HAVANA — Millions of people in Cuba were left without electricity for two days after the nation's energy grid went down when one of the island's major power plants failed. The widespread blackout that swept across the county was the worst in years.
Authorities have restored power to some people in Cuba's capital, where 2 million people live, but much of Havana has remained dark.

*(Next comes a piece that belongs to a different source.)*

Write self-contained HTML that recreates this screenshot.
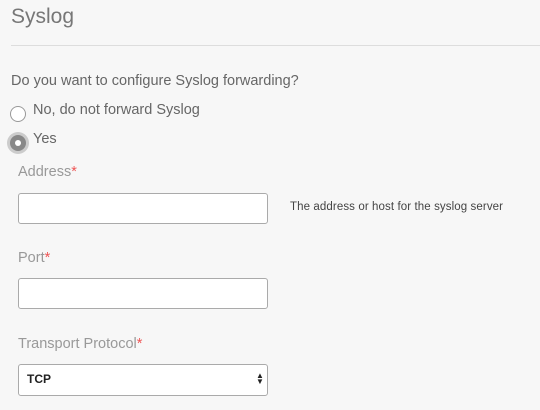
<!DOCTYPE html>
<html><head><style>
body{margin:0;width:540px;height:410px;background:#f7f7f7;font-family:"Liberation Sans",sans-serif;position:relative;overflow:hidden}
.a{position:absolute;white-space:nowrap}
.t{left:11px;top:5px;font-size:21px;color:#777}
.hr{left:11px;top:45px;width:529px;height:1px;background:#ddd}
.q{left:11px;top:73px;font-size:14.5px;color:#666}
.lab{font-size:14.5px;color:#666}
.r{width:14px;height:14px;border:1px solid #999;border-radius:50%;background:#fff}
.fl{left:18px;font-size:14.5px;color:#999}
.fl span{color:#e55}
.in{left:18px;width:248px;height:29px;border:1px solid #aaa;border-radius:3px;background:#fff}
</style></head><body>
<div class="a t">Syslog</div>
<div class="a hr"></div>
<div class="a q">Do you want to configure Syslog forwarding?</div>
<div class="a r" style="left:10px;top:106px"></div>
<div class="a lab" style="left:33px;top:102px">No, do not forward Syslog</div>
<div class="a" style="left:7px;top:132px;width:22px;height:22px;border-radius:50%;background:#ccc"></div>
<div class="a" style="left:10px;top:135px;width:16px;height:16px;border-radius:50%;background:#888"></div>
<div class="a" style="left:15px;top:140px;width:6px;height:6px;border-radius:50%;background:#fff"></div>
<div class="a lab" style="left:33px;top:131px">Yes</div>
<div class="a fl" style="top:164px">Address<span>*</span></div>
<div class="a in" style="top:193px"></div>
<div class="a" style="left:290px;top:201px;font-size:11.5px;color:#444;letter-spacing:0.1px">The address or host for the syslog server</div>
<div class="a fl" style="top:250px">Port<span>*</span></div>
<div class="a in" style="top:278px"></div>
<div class="a fl" style="top:336px">Transport Protocol<span>*</span></div>
<div class="a in" style="top:364px;height:30px"></div>
<div class="a" style="left:27px;top:372px;font-size:12px;color:#222;font-weight:bold">TCP</div>
<div class="a" style="left:256px;top:373px;font-size:8px;line-height:6px;color:#222">▲<br>▼</div>
</body></html>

The impact of the blackout goes beyond lighting, as services like water supply also depend on electricity to run pumps.
People have resorted to cooking with improvised wood stoves on the streets before their food went bad in refrigerators.
Here are a few things to know:
What happened and why?
About half of Cuba was plunged into darkness on Thursday evening, followed by the entire island on Friday morning after the failure of the Antonio Guiteras thermoelectric plant in Matanzas Province east of Havana.
Even in a country that for decades has been accustomed to frequent outages amid a series of economic crises, the grid failure was unprecedented in modern times, aside from incidents involving powerful hurricanes, such as one in 2022.
Even as Cuba worked to fix the power problems Saturday, the country issued hurricane watches for the far eastern Guantanamo, Holguin and Las Tunas provinces as a tropical storm developed into Hurricane Oscar, the 10th hurricane of the 2024 Atlantic hurricane season.